Repeat the material below exactly, with no pictures.

### Supplied data
★ ★ ★
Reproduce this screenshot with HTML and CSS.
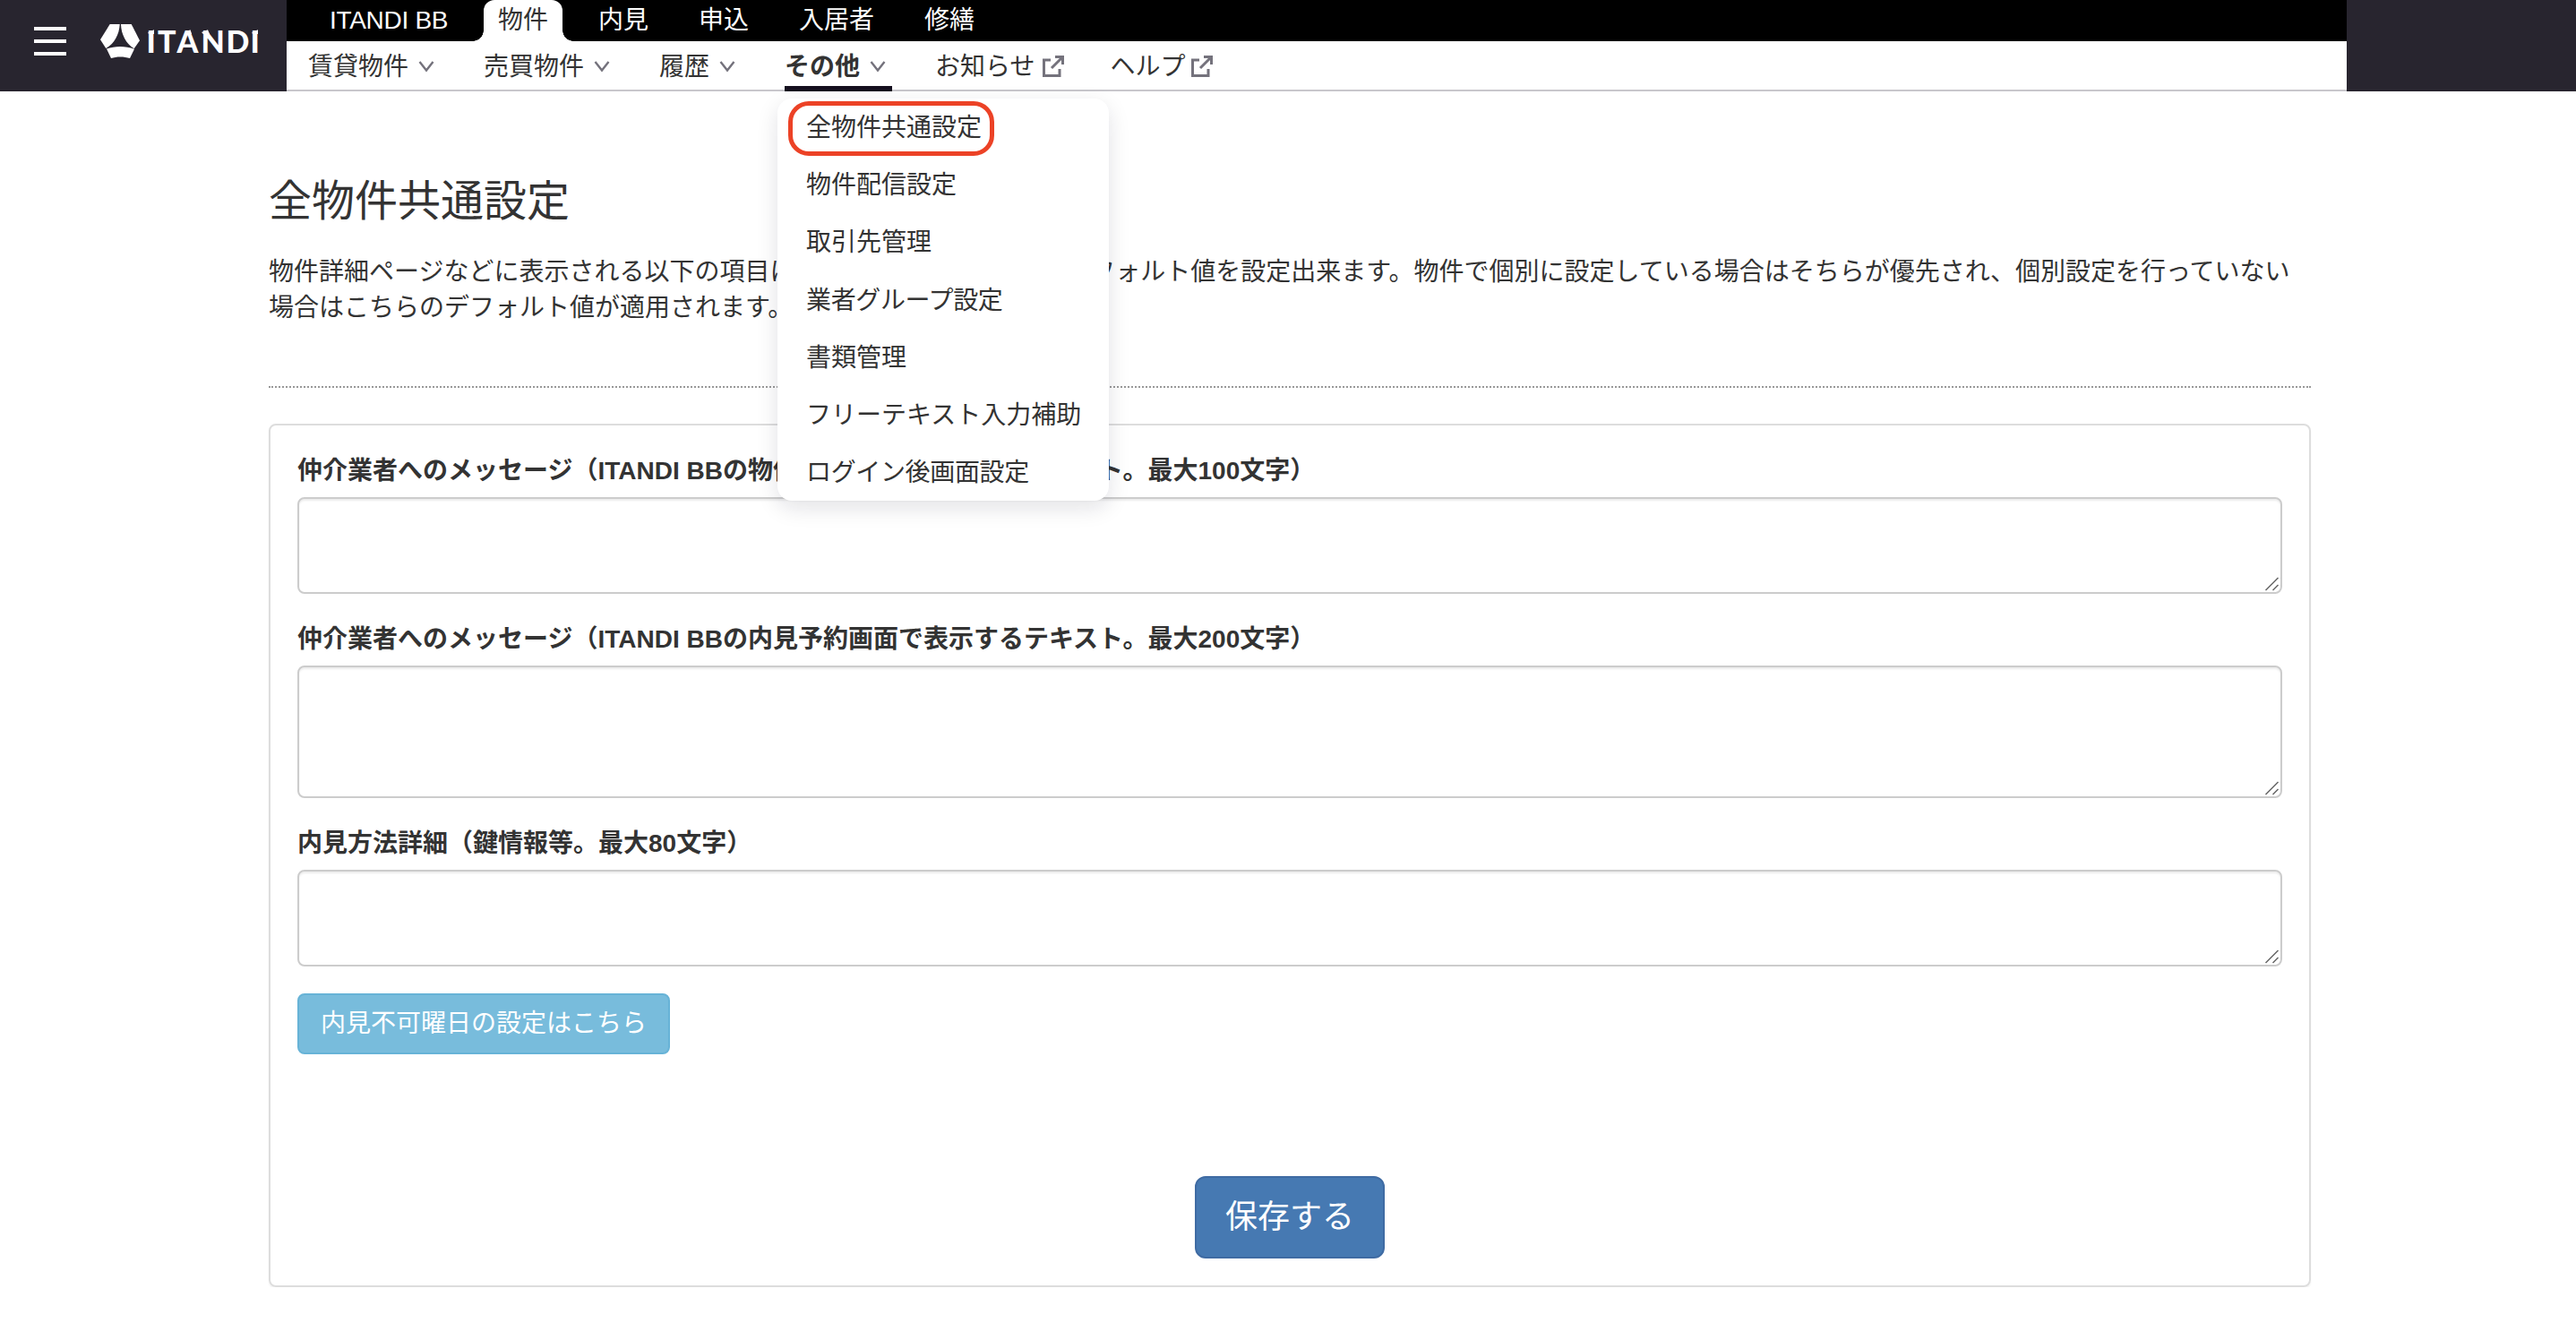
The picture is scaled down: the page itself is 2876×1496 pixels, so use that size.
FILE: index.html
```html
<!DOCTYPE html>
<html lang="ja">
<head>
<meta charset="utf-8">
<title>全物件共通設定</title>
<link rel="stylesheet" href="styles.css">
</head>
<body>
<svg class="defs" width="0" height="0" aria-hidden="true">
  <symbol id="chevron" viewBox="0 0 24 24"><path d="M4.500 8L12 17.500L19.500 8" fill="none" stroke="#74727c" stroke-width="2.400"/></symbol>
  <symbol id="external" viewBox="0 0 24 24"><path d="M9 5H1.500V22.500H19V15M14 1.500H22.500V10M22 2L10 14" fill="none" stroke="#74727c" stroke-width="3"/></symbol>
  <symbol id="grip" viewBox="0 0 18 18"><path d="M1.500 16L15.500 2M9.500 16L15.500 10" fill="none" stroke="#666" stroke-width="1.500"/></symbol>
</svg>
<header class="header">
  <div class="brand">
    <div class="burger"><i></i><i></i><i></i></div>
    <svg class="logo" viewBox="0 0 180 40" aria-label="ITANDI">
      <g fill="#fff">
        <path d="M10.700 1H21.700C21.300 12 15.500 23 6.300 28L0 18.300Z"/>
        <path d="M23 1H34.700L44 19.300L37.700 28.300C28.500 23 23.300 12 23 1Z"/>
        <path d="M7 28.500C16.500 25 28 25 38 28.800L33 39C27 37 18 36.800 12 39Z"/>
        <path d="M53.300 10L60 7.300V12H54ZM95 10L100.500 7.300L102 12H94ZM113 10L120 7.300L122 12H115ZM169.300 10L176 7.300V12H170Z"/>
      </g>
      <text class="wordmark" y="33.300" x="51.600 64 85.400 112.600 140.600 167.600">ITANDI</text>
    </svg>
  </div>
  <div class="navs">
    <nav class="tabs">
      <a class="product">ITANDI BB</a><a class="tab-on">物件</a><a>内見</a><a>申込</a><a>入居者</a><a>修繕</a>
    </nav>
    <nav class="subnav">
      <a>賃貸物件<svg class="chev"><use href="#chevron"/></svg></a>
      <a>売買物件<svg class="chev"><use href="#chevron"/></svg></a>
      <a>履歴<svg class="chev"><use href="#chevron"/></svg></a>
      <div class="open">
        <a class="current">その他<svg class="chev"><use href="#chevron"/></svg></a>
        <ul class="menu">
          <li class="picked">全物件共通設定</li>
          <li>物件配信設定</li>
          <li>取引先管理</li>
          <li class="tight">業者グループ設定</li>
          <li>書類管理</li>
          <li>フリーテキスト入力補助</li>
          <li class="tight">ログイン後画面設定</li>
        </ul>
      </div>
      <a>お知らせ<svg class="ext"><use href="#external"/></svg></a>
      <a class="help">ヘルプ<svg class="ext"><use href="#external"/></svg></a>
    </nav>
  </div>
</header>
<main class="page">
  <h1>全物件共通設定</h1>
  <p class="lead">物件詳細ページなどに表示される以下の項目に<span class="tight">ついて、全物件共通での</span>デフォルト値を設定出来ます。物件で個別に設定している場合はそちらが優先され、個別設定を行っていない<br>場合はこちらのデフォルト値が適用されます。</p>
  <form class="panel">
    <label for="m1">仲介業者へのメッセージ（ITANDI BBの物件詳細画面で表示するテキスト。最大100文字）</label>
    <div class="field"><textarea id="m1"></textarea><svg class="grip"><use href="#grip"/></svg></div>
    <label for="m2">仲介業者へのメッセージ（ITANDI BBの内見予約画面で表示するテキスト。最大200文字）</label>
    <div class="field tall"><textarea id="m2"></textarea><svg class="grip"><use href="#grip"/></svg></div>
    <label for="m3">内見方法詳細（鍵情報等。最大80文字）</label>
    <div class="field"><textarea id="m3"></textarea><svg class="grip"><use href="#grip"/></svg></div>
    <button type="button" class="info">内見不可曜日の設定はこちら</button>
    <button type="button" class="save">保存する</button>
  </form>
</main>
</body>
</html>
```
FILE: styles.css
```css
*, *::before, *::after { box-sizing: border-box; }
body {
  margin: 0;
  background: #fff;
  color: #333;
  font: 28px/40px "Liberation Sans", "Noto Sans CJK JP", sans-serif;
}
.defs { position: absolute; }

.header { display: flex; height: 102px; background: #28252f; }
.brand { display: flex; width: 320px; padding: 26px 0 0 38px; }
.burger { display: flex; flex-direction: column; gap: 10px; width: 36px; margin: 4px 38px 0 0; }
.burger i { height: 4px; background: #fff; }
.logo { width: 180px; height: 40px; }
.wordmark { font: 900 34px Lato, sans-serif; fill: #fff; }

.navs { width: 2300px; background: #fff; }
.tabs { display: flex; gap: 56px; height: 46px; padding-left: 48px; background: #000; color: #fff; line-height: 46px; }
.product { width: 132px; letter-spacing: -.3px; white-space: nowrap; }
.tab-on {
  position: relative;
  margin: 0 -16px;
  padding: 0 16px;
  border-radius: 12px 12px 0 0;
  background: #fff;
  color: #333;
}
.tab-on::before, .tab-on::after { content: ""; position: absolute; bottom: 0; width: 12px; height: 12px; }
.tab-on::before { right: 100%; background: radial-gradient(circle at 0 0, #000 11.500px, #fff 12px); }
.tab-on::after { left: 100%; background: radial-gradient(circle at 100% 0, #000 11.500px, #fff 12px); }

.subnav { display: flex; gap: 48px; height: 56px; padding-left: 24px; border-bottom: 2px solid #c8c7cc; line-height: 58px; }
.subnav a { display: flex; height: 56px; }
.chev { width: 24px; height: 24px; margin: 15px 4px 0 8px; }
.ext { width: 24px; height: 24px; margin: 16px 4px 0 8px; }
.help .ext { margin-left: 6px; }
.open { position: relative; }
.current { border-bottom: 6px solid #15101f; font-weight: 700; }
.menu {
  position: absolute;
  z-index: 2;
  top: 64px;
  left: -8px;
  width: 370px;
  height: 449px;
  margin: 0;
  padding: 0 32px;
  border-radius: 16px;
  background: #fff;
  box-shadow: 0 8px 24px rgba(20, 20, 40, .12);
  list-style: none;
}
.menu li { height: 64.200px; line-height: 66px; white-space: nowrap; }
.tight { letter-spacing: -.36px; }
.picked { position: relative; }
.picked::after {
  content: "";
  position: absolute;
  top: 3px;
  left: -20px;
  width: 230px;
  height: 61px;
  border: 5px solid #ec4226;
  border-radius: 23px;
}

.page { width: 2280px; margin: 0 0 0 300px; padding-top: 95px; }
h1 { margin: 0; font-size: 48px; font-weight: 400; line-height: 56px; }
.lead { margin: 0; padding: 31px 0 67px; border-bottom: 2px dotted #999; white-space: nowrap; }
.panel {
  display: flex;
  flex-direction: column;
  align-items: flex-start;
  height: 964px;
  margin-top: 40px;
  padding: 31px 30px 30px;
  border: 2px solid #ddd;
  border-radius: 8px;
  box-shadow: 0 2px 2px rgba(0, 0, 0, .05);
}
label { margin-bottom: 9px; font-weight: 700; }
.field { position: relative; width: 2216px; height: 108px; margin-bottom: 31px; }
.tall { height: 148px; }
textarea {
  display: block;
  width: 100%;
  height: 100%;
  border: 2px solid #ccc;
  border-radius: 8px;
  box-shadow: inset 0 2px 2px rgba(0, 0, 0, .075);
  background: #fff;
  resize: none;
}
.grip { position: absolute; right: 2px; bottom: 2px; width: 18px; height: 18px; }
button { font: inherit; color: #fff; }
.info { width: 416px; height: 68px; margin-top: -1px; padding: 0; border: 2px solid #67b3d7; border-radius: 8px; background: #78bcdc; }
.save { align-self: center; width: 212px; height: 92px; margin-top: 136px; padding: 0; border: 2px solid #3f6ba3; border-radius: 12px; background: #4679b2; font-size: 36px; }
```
★ ★ ★
### Finished task
Reproduce this screenshot with HTML and CSS.
The picture is scaled down: the page itself is 2876×1496 pixels, so use that size.
FILE: index.html
```html
<!DOCTYPE html>
<html lang="ja">
<head>
<meta charset="utf-8">
<title>全物件共通設定</title>
<link rel="stylesheet" href="styles.css">
</head>
<body>
<svg class="defs" width="0" height="0" aria-hidden="true">
  <symbol id="chevron" viewBox="0 0 24 24"><path d="M4.500 8L12 17.500L19.500 8" fill="none" stroke="#74727c" stroke-width="2.400"/></symbol>
  <symbol id="external" viewBox="0 0 24 24"><path d="M9 5H1.500V22.500H19V15M14 1.500H22.500V10M22 2L10 14" fill="none" stroke="#74727c" stroke-width="3"/></symbol>
  <symbol id="grip" viewBox="0 0 18 18"><path d="M1.500 16L15.500 2M9.500 16L15.500 10" fill="none" stroke="#666" stroke-width="1.500"/></symbol>
</svg>
<header class="header">
  <div class="brand">
    <div class="burger"><i></i><i></i><i></i></div>
    <svg class="logo" viewBox="0 0 180 40" aria-label="ITANDI">
      <g fill="#fff">
        <path d="M10.700 1H21.700C21.300 12 15.500 23 6.300 28L0 18.300Z"/>
        <path d="M23 1H34.700L44 19.300L37.700 28.300C28.500 23 23.300 12 23 1Z"/>
        <path d="M7 28.500C16.500 25 28 25 38 28.800L33 39C27 37 18 36.800 12 39Z"/>
        <path d="M53.300 10L60 7.300V12H54ZM95 10L100.500 7.300L102 12H94ZM113 10L120 7.300L122 12H115ZM169.300 10L176 7.300V12H170Z"/>
      </g>
      <text class="wordmark" y="33.300" x="51.600 64 85.400 112.600 140.600 167.600">ITANDI</text>
    </svg>
  </div>
  <div class="navs">
    <nav class="tabs">
      <a class="product">ITANDI BB</a><a class="tab-on">物件</a><a>内見</a><a>申込</a><a>入居者</a><a>修繕</a>
    </nav>
    <nav class="subnav">
      <a>賃貸物件<svg class="chev"><use href="#chevron"/></svg></a>
      <a>売買物件<svg class="chev"><use href="#chevron"/></svg></a>
      <a>履歴<svg class="chev"><use href="#chevron"/></svg></a>
      <div class="open">
        <a class="current">その他<svg class="chev"><use href="#chevron"/></svg></a>
        <ul class="menu">
          <li class="picked">全物件共通設定</li>
          <li>物件配信設定</li>
          <li>取引先管理</li>
          <li class="tight">業者グループ設定</li>
          <li>書類管理</li>
          <li>フリーテキスト入力補助</li>
          <li class="tight">ログイン後画面設定</li>
        </ul>
      </div>
      <a>お知らせ<svg class="ext"><use href="#external"/></svg></a>
      <a class="help">ヘルプ<svg class="ext"><use href="#external"/></svg></a>
    </nav>
  </div>
</header>
<main class="page">
  <h1>全物件共通設定</h1>
  <p class="lead">物件詳細ページなどに表示される以下の項目に<span class="tight">ついて、全物件共通での</span>デフォルト値を設定出来ます。物件で個別に設定している場合はそちらが優先され、個別設定を行っていない<br>場合はこちらのデフォルト値が適用されます。</p>
  <form class="panel">
    <label for="m1">仲介業者へのメッセージ（ITANDI BBの物件詳細画面で表示するテキスト。最大100文字）</label>
    <div class="field"><textarea id="m1"></textarea><svg class="grip"><use href="#grip"/></svg></div>
    <label for="m2">仲介業者へのメッセージ（ITANDI BBの内見予約画面で表示するテキスト。最大200文字）</label>
    <div class="field tall"><textarea id="m2"></textarea><svg class="grip"><use href="#grip"/></svg></div>
    <label for="m3">内見方法詳細（鍵情報等。最大80文字）</label>
    <div class="field"><textarea id="m3"></textarea><svg class="grip"><use href="#grip"/></svg></div>
    <button type="button" class="info">内見不可曜日の設定はこちら</button>
    <button type="button" class="save">保存する</button>
  </form>
</main>
</body>
</html>
```
FILE: styles.css
```css
*, *::before, *::after { box-sizing: border-box; }
body {
  margin: 0;
  background: #fff;
  color: #333;
  font: 28px/40px "Liberation Sans", "Noto Sans CJK JP", sans-serif;
}
.defs { position: absolute; }

.header { display: flex; height: 102px; background: #28252f; }
.brand { display: flex; width: 320px; padding: 26px 0 0 38px; }
.burger { display: flex; flex-direction: column; gap: 10px; width: 36px; margin: 4px 38px 0 0; }
.burger i { height: 4px; background: #fff; }
.logo { width: 180px; height: 40px; }
.wordmark { font: 900 34px Lato, sans-serif; fill: #fff; }

.navs { width: 2300px; background: #fff; }
.tabs { display: flex; gap: 56px; height: 46px; padding-left: 48px; background: #000; color: #fff; line-height: 46px; }
.product { width: 132px; letter-spacing: -.3px; white-space: nowrap; }
.tab-on {
  position: relative;
  margin: 0 -16px;
  padding: 0 16px;
  border-radius: 12px 12px 0 0;
  background: #fff;
  color: #333;
}
.tab-on::before, .tab-on::after { content: ""; position: absolute; bottom: 0; width: 12px; height: 12px; }
.tab-on::before { right: 100%; background: radial-gradient(circle at 0 0, #000 11.500px, #fff 12px); }
.tab-on::after { left: 100%; background: radial-gradient(circle at 100% 0, #000 11.500px, #fff 12px); }

.subnav { display: flex; gap: 48px; height: 56px; padding-left: 24px; border-bottom: 2px solid #c8c7cc; line-height: 58px; }
.subnav a { display: flex; height: 56px; }
.chev { width: 24px; height: 24px; margin: 15px 4px 0 8px; }
.ext { width: 24px; height: 24px; margin: 16px 4px 0 8px; }
.help .ext { margin-left: 6px; }
.open { position: relative; }
.current { border-bottom: 6px solid #15101f; font-weight: 700; }
.menu {
  position: absolute;
  z-index: 2;
  top: 64px;
  left: -8px;
  width: 370px;
  height: 449px;
  margin: 0;
  padding: 0 32px;
  border-radius: 16px;
  background: #fff;
  box-shadow: 0 8px 24px rgba(20, 20, 40, .12);
  list-style: none;
}
.menu li { height: 64.200px; line-height: 66px; white-space: nowrap; }
.tight { letter-spacing: -.36px; }
.picked { position: relative; }
.picked::after {
  content: "";
  position: absolute;
  top: 3px;
  left: -20px;
  width: 230px;
  height: 61px;
  border: 5px solid #ec4226;
  border-radius: 23px;
}

.page { width: 2280px; margin: 0 0 0 300px; padding-top: 95px; }
h1 { margin: 0; font-size: 48px; font-weight: 400; line-height: 56px; }
.lead { margin: 0; padding: 31px 0 67px; border-bottom: 2px dotted #999; white-space: nowrap; }
.panel {
  display: flex;
  flex-direction: column;
  align-items: flex-start;
  height: 964px;
  margin-top: 40px;
  padding: 31px 30px 30px;
  border: 2px solid #ddd;
  border-radius: 8px;
  box-shadow: 0 2px 2px rgba(0, 0, 0, .05);
}
label { margin-bottom: 9px; font-weight: 700; }
.field { position: relative; width: 2216px; height: 108px; margin-bottom: 31px; }
.tall { height: 148px; }
textarea {
  display: block;
  width: 100%;
  height: 100%;
  border: 2px solid #ccc;
  border-radius: 8px;
  box-shadow: inset 0 2px 2px rgba(0, 0, 0, .075);
  background: #fff;
  resize: none;
}
.grip { position: absolute; right: 2px; bottom: 2px; width: 18px; height: 18px; }
button { font: inherit; color: #fff; }
.info { width: 416px; height: 68px; margin-top: -1px; padding: 0; border: 2px solid #67b3d7; border-radius: 8px; background: #78bcdc; }
.save { align-self: center; width: 212px; height: 92px; margin-top: 136px; padding: 0; border: 2px solid #3f6ba3; border-radius: 12px; background: #4679b2; font-size: 36px; }
```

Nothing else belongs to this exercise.